There was only a short period of time (30 years maybe? 1930-1960) when broadcast journalism could have been even remotely considered "objective". Before that newspapers always leaned to one side or the other, stemming in great part from their evolution from pamphlet printers.
There's really no effective way for anyone to challenge the current journalism stranglehold. Just like there's no way for consumers to fight oil company prices. Fox News has sprung up to bring a different perspective, which is needed, even if you think all they do is sprout lies. The internet is a viable method of disputing facts and dispersing information, but overall the power of the blog is weak compared to the power of the network.
I'd love to think that once true internet and television integration occurs (yes I know the shift by young people has firmly taken root, I'm one of them) - meaning when web content is easily browsable on all televisions - we'll have the YouTube political commentator types who we can turn to for news.

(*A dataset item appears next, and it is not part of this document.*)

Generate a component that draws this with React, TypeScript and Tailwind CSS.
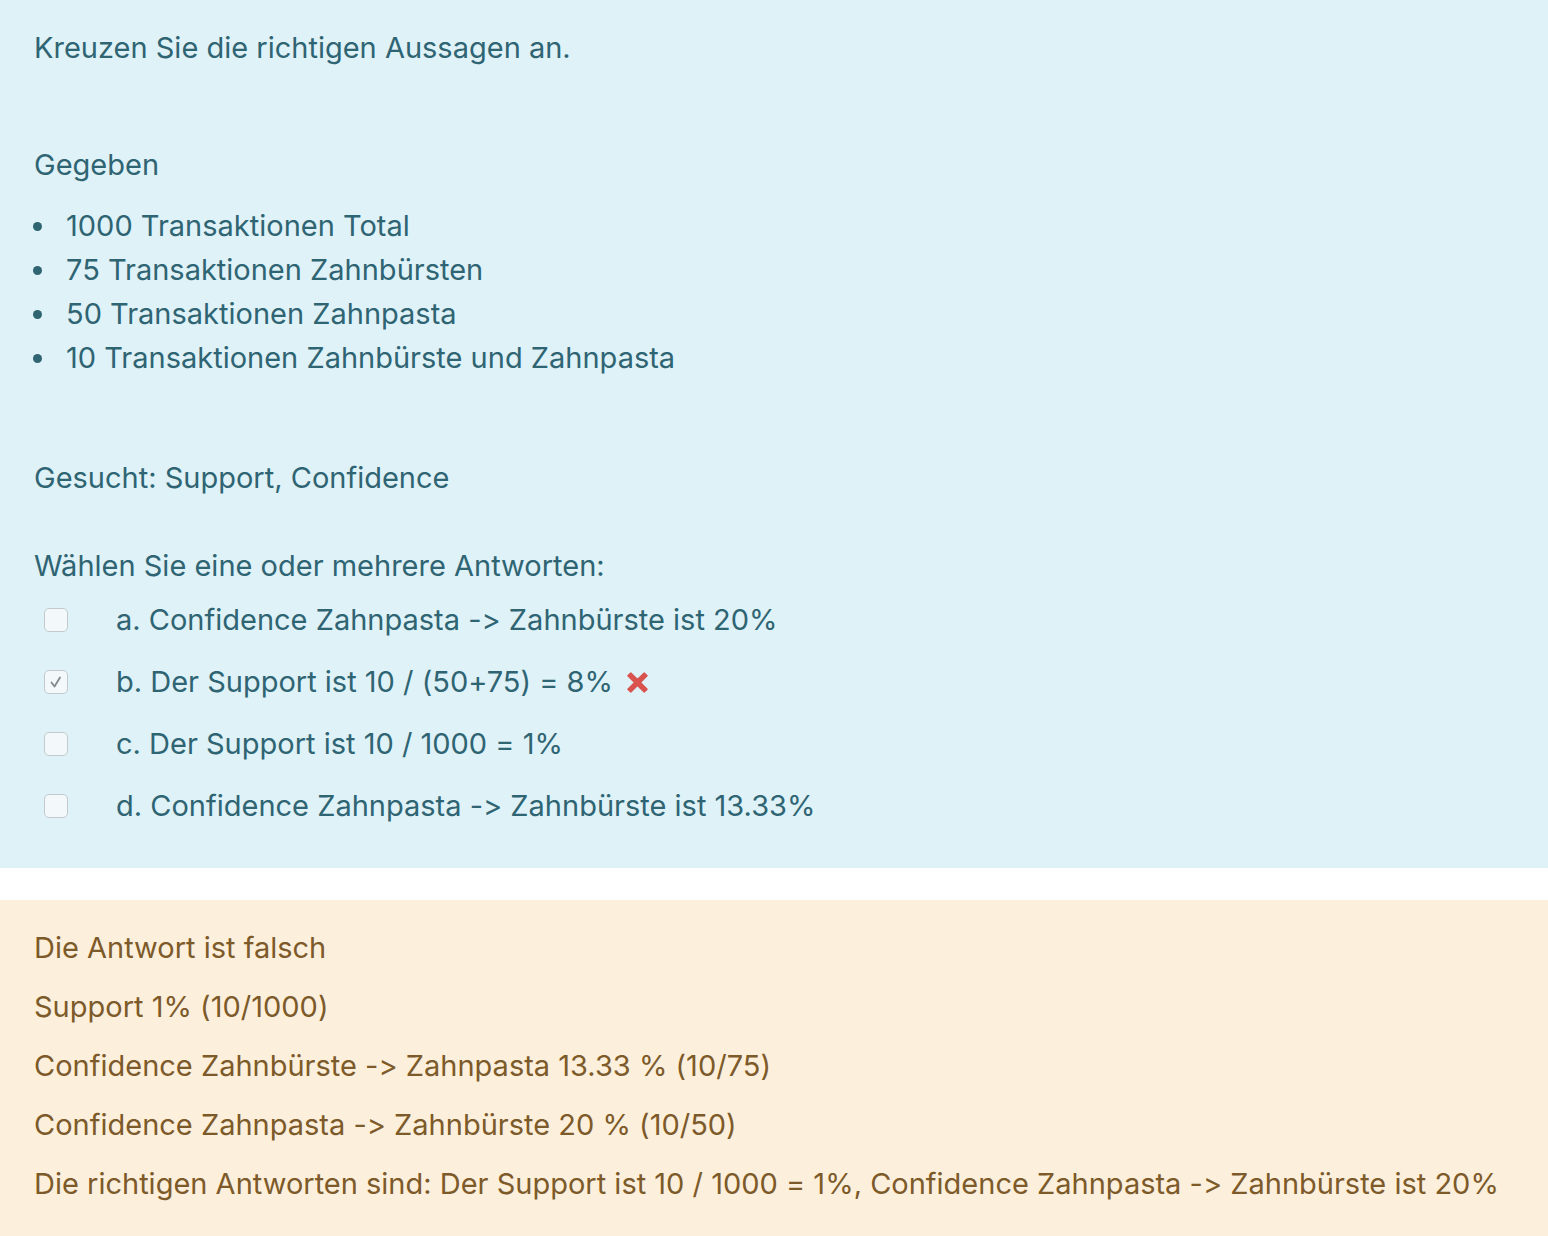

Tell you what, let's follow this hypo for a minute. Assume 70% of Americans have a television set with a listing for different sources of internet blogs and news broadcast in video. It can be browsed using your remote control and your provider (DirectTV or Cable Company) will throw it up on a screen for you to choose from.
A several questions come to mind:
- Will providers have a virtually UNLIMITED list for you to pick from (like say anyone who posts on YouTube) or will they simply provide an expanded, but limited list (maybe a hundred sources that they choose by their own criteria)
- How will YOU personally decide which one to watch?
- Will you take the time to search their credentials on the net? Will they be part of a bio page you can browse on screen?
- How many people will just lock into all (liberal/conservative) stations and believe what they hear?
- To what extent will this further and further solidify the extreme positions of either side? Will it mean that political groups will stop trying to be bi-partisan?
- Will this lead to more passionate political involvement or more people just giving up because "their side" wont be heard?
See folks, this is why you need to go talk to old people. I mean REALLY old people. Get up from your computer....go find the oldest person you can ...and ask them about what they think the world was like in the past.
An 80 year old could tell you about what the birth of radio was like. A 70 year old could tell you about what television started out doing. Yes, they'll have their own political views and they won't always be 100% right, but I'm betting they wont bend the truth as much as the trusty, dusty internet search will.
There's no way for me to know if the news I'm getting now is "fair and balanced". When ABC shows me people protesting at town halls, how can figure out whether the people in the video are being taken in context or out of context? How do I know if these are isolated incidents or if there's wide-spread panic across the country like Fox News says.
We're at a complete breakdown of our sources of information gathering. I'm hoping it brings us back to real, human contact.
We're all operating on this fallacy of "the good old days of objective journalism" - that were a blip and possibly never to return.